NE 116th Avenue, 1950

Oregon is home to many archives, most rich with collections documenting Oregon’s history. In order to highlight some of these collections containing Portland-area images, Vintage Portland has invited photo submissions from other archives within the region. Today’s photo and text is provided by the Multnomah County Archives.

This photograph is at NE 116th Avenue and NE Shaver Street from January 1950. This was the third snowiest month in Portland on record with nearly 33 inches of snow.


NE 116th Avenue and NE Shaver Street, 1950: Multnomah County Archives

NE 116th Avenue and NE Shaver Street, 1950: Multnomah County Archives


Access the Multnomah County Archives by clicking here.

19 thoughts on “NE 116th Avenue, 1950

  1. It seems to me that the operator of the shovel is waving at the people standing on top of all that snow. I didn’t live here then. Do any of you remember details about this snow? Thanks!

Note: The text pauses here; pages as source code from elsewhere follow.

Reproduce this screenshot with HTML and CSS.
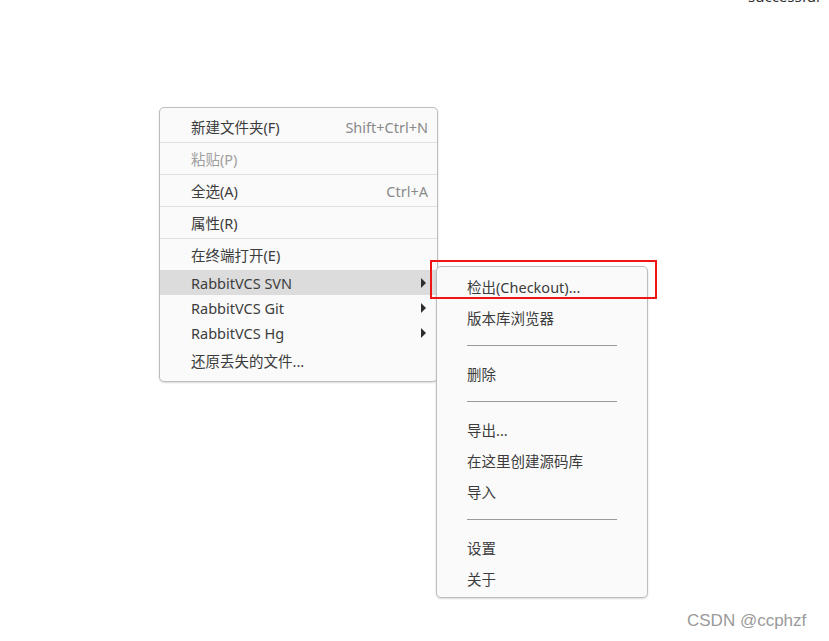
FILE: index.html
```html
<!DOCTYPE html>
<html lang="zh-CN">
<head>
  <meta charset="UTF-8" />
  <title>右键菜单</title>
  <link rel="stylesheet" href="styles.css">
</head>
<body>
  <div class="clipped-text">successful</div>

  <div class="menu main-menu">
    <div class="item lined"><span>新建文件夹(F)</span><span class="accel">Shift+Ctrl+N</span></div>
    <div class="item lined disabled"><span>粘贴(P)</span></div>
    <div class="item lined"><span>全选(A)</span><span class="accel">Ctrl+A</span></div>
    <div class="item lined"><span>属性(R)</span></div>
    <div class="item"><span>在终端打开(E)</span></div>
    <div class="item sub active"><span>RabbitVCS SVN</span><span class="arrow"></span></div>
    <div class="item sub"><span>RabbitVCS Git</span><span class="arrow"></span></div>
    <div class="item sub"><span>RabbitVCS Hg</span><span class="arrow"></span></div>
    <div class="item"><span>还原丢失的文件...</span></div>
  </div>

  <div class="menu submenu">
    <div class="item"><span>检出(Checkout)...</span></div>
    <div class="item"><span>版本库浏览器</span></div>
    <div class="sep"></div>
    <div class="item"><span>删除</span></div>
    <div class="sep"></div>
    <div class="item"><span>导出...</span></div>
    <div class="item"><span>在这里创建源码库</span></div>
    <div class="item"><span>导入</span></div>
    <div class="sep"></div>
    <div class="item"><span>设置</span></div>
    <div class="item"><span>关于</span></div>
  </div>

  <div class="mark"></div>

  <div class="watermark">CSDN @ccphzf</div>
</body>
</html>
```

FILE: styles.css
```css
html, body {
  margin: 0;
  padding: 0;
}
body {
  width: 829px;
  height: 641px;
  position: relative;
  overflow: hidden;
  background: #fff;
  font-family: "Noto Sans", "Noto Sans CJK SC", sans-serif;
  font-size: 14.5px;
  color: #3c3c3c;
}
.clipped-text {
  position: absolute;
  left: 748px;
  top: -14px;
  font-size: 15px;
  line-height: 20px;
  color: #333;
}
.menu {
  position: absolute;
  box-sizing: border-box;
  background: #fafafa;
  border: 1px solid #bdbdbd;
  border-radius: 5px;
  box-shadow: 0 1px 2px rgba(0,0,0,0.15);
}
.main-menu {
  left: 159px;
  top: 107px;
  width: 279px;
  padding: 3px 0 5px;
}
.submenu {
  left: 436px;
  top: 266px;
  width: 212px;
  padding: 4px 0 3px;
}
.item {
  display: flex;
  align-items: center;
  justify-content: space-between;
  height: 31px;
  padding: 0 9px 0 31px;
  box-sizing: border-box;
  white-space: nowrap;
}
.submenu .item {
  padding-left: 30px;
}
.item.lined {
  height: 32px;
  border-bottom: 1px solid #e3e3e3;
}
.item.sub {
  height: 25px;
  padding-right: 11px;
}
.item.active {
  background: #dcdcdc;
}
.item.disabled {
  color: #a0a0a0;
}
.accel {
  color: #8a8a8a;
}
.arrow {
  width: 0;
  height: 0;
  border-top: 5px solid transparent;
  border-bottom: 5px solid transparent;
  border-left: 5px solid #2e2e2e;
}
.sep {
  height: 25px;
  display: flex;
  align-items: center;
  padding-left: 30px;
}
.sep::after {
  content: "";
  width: 150px;
  height: 1px;
  background: #9a9a9a;
}
.mark {
  position: absolute;
  left: 430px;
  top: 260px;
  width: 227px;
  height: 39px;
  box-sizing: border-box;
  border: 2px solid #f01414;
}
.watermark {
  position: absolute;
  left: 687px;
  top: 611px;
  font-family: "Liberation Sans", Arial, sans-serif;
  font-size: 17px;
  color: #9a9a9a;
}
```
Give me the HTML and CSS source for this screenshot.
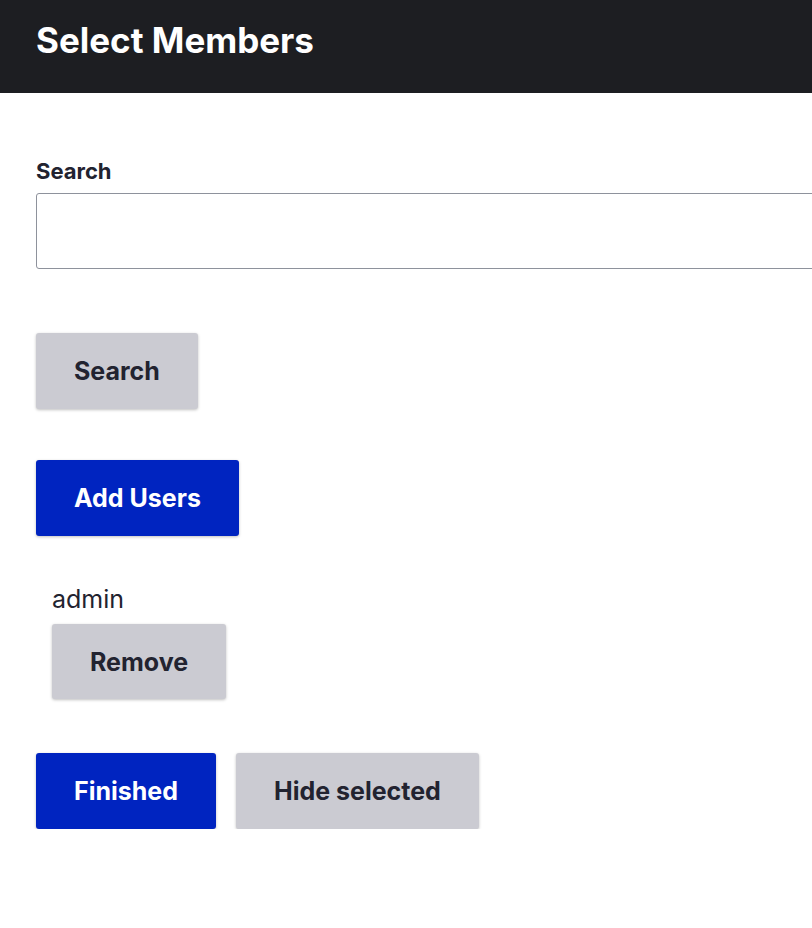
FILE: index.html
```html
<!DOCTYPE html>
<html>
<head>
<meta charset="utf-8">
<link rel="stylesheet" href="styles.css">
</head>
<body>
<header class="topbar"><h1 class="title">Select Members</h1></header>
<main class="content">
  <div class="field">
    <label class="label" for="q">Search</label>
    <input class="input" id="q" type="text">
  </div>
  <div class="actions"><button class="btn btn-gray">Search</button></div>
  <div class="actions"><button class="btn btn-blue">Add Users</button></div>
  <div class="selected">
    <div class="user-name">admin</div>
    <button class="btn btn-gray">Remove</button>
  </div>
  <div class="actions row">
    <button class="btn btn-blue">Finished</button>
    <button class="btn btn-gray">Hide selected</button>
  </div>
</main>
</body>
</html>
```
FILE: styles.css
```css
* { box-sizing: border-box; }
html, body { margin: 0; padding: 0; }
body {
  font-family: Inter, "Noto Sans", sans-serif;
  color: #222330;
  background: #fff;
  overflow: hidden;
}
.topbar {
  background: #1d1e22;
  height: 93px;
  padding: 0 36px;
  display: flex;
  align-items: flex-start;
}
.title {
  margin: 18px 0 0;
  font-size: 35px;
  line-height: 44px;
  font-weight: 700;
  color: #fff;
}
.content { padding: 0 0 0 36px; }
.field { margin-top: 65px; }
.label {
  display: block;
  font-size: 22px;
  font-weight: 700;
  line-height: 26px;
  margin-bottom: 9px;
  color: #222330;
}
.input {
  display: block;
  width: 800px;
  height: 76px;
  border: 1px solid #8e929c;
  border-radius: 3px;
  background: #fff;
}
.actions { margin-top: 64px; }
.actions + .actions { margin-top: 51px; }
.row { display: flex; gap: 20px; }
.btn {
  font-family: inherit;
  font-size: 25px;
  font-weight: 700;
  line-height: 36px;
  height: 76px;
  padding: 0 38px;
  border: 0;
  border-radius: 3px;
  box-shadow: 0 1px 3px rgba(0,0,0,0.25);
  cursor: pointer;
}
.btn-gray { background: #cbcbd2; color: #222330; }
.btn-blue { background: #0024c0; color: #fff; }
.selected { margin-top: 48px; padding-left: 16px; }
.user-name {
  font-size: 25px;
  line-height: 30px;
  margin-bottom: 10px;
  color: #222330;
}
.selected .btn { height: 75px; }
.selected + .row { margin-top: 54px; }
```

  2. I was only about 4 months old when this photo was taken. But I do remember playing in some pretty deep snowfalls in the 50s.

  3. I Lived in Parkrose on 104th & Fremont.I was 16 at that time. I remember this like it was yesterday. Have forwarded this to all my classmates at Parkrose High as a memory. We sure did have a lot more freezing ice in those days …far more than today. This was our first year attending the “NEW” Parkrose High School. Our original school was on 106th -107th & Prescott.
    This picture was on 116th below Fremont Court, probably near Shaver as
    Fremont stopped at 112th . We WALKED TO SCHOOL through this. They hardly ever cancelled school like they do today.

  4. I wasn’t yet present for this, but looking at the records, 1949-1950 set many for snow fall and resulting flooding. (i.e. Vanport). I remember a lot of snow and sleet storms in east county through the 1960-65 era. The neighboring Reynolds school district adjoining the Columbia Gorge out Trourdale way closed often, so we spent a fair time outside slipping around the driveway.

  5. I remember that winter as the year of the ice crusted snow drifts. Before the melt everything wound up with a solid inch of ice on top of the snow drifts. Rock hard and when you broke thru it would hurt. I remember I had to walk my paper route every day for weeks on end. No hope of the bike. And you know what. I’d give everything to go back and do it again, at that age of course.
    I think that shovel operator is waving at the dump truck driver signaling that’s far enough. The east side suffered some prodigious snow drifts as we can see here.

  6. Dad built the Nordic Motel in 1950 so were then. We moved to OR. in 1947 so probably weren’t overwhelmed. Ruth B.

  7. I was a year away from being born but I also remember lot more snow then. 67-68 was a snowy one too, I remember the piles of snow in parking lots lasting into late March.

  8. K
    My guess is the snow blew away, I lived out that way as a kid and some winters during storms the wind would seem to never stop blowing.